L’antica acclamazione, scandita ancora una volta l’8 settembre alla morte di Elisabetta II d’Inghilterra, e l’antica ritualità della monarchia inglese ci conducono dritti ai secoli della Cristianità, di cui sono espressione. La gente che osserva con sacro stupore i cerimoniali di questi giorni esprime inconsapevolmente la nostalgia profonda per la civiltà cristiana che li ha generati
di Stefano Nitoglia
«La regina è morta, viva il re!»: con questa antica esclamazione, risalente alla Francia prerivoluzionaria e da lì estesasi alle altre nazioni cristiane, Inghilterra compresa, è stata annunciata la morte della regina Elisabetta II (1926-2022), avvenuta l’8 settembre scorso nel castello di Balmoral, in Scozia.

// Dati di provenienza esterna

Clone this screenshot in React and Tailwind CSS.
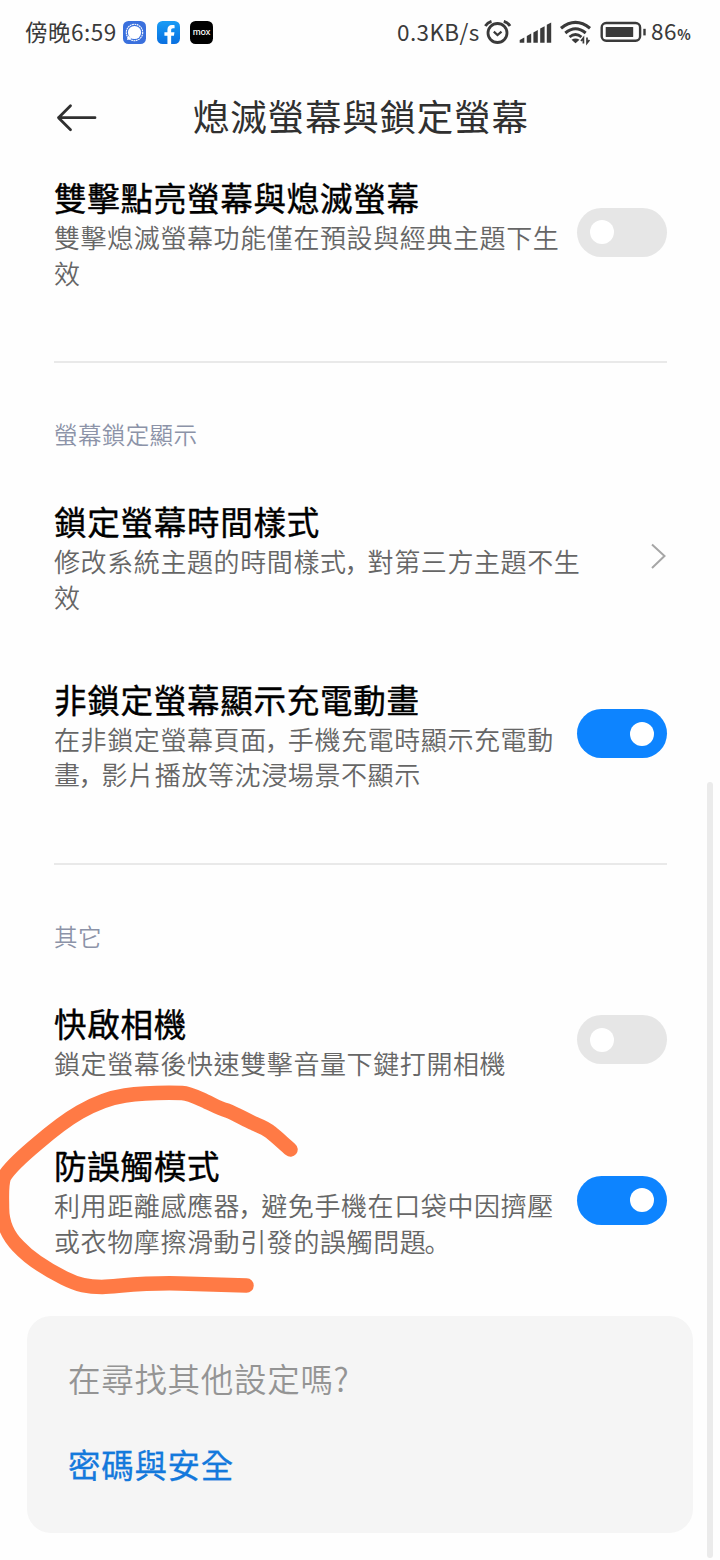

Questa locuzione significa stabilità, continuità e tradizione, valori che sembrerebbero oggi scomparsi e che riassumono icasticamente l’essenza della monarchia. Per questo essa è suonata come un salutare schiaffo in faccia al mondo moderno, così come le cerimonie e il rituale che l’hanno accompagnata e che l’accompagneranno ancora, fino ai solenni funerali, fissati per lunedì 19 settembre. E forse ci accompagneranno ancora oltre.
Sono cerimonie e riti che il popolo inglese, anche quello minuto, anche quello costituito da immigrati, forse di seconda o terza generazione, ha mostrato di apprezzare molto, come si è potuto vedere in televisione dalle folle che, all’annuncio della morte, sono accorse a Buckingham Palace a salutare con devozione autentica (non pochi gli hanno baciato le mani, come si faceva un tempo) il nuovo re Carlo III, sceso ad incontrare la folla, e in altre parti del Regno Unito di Gran Bretagna.
La nostra cultura razionalista, derivante dall’Illuminismo, o, peggio, materialista di derivazione socialista, ci impedisce di apprezzare il mistero nascosto nei segni, nei simboli. Eppure esiste qualcosa che la ragione non può spiegare, ma che i popoli cercano, anche inconsciamente: il desiderio di una identità comune nella quale riconoscersi attraverso un simbolo. Il re (o la regina) rappresenta questo per coloro che in queste ore si accalcano per un ultimo saluto a Elisabetta e per augurare un buon inizio a Carlo III. Forse non saprebbero spiegarla, ma “sentono” questa esigenza e la esprimono come possono.
Elisabetta ha regnato per 70 anni, servendo la monarchia, il Paese e i suoi sudditi (che parola orribile per le “pie orecchie” moderne!) con abnegazione eroica.
Alcuni diranno, e già dicono: “ma è una regina protestante (precisamente anglicana), di una dinastia che ha molti rappresentanti massonici, parecchi dei quali con una vita privata assai discussa, come le si può rendere omaggio?”. Gli aspetti negativi menzionati sono reali (i nostri politici, però, non brillano certamente al confronto), ma qui non intendiamo celebrare la persona, ma i simboli, i riti e le tradizioni della monarchia britannica, vestigia di un antico passato, risalente all’antica Cristianità, che l’Inghilterra, con lo scisma di Enrico VIII (1491-1547), ha formalmente rinnegato, ma che lì, misteriosamente, continua a sopravvivere in questi simboli, in questi riti, in queste tradizioni che, invece, altrove (come da noi in Italia) sono quasi del tutto scomparsi.
Certamente questi simboli, riti e tradizioni possono ora sembrare un involucro vuoto. Ma questo involucro, in quanto esistente, merita di essere conservato, in attesa di essere riempito con il fuoco dello Spirito, come lo era nei tempi antichi. Come insegna Nostro Signore, non bisogna spezzare la canna già incrinata, né spegnere il lucignolo che ancora fumiga (Mt. 12,20-21). Quando e come avverrà questo rinnovamento nello Spirito? «Dio solo lo sa: noi dobbiamo tacere, pregare sospirare ed aspettare: Expectans expectavi (Sal 39,2)» (san Luigi Maria Grignion de Montfort, Il trattato della vera devozione alla Vergine Maria, n. 59).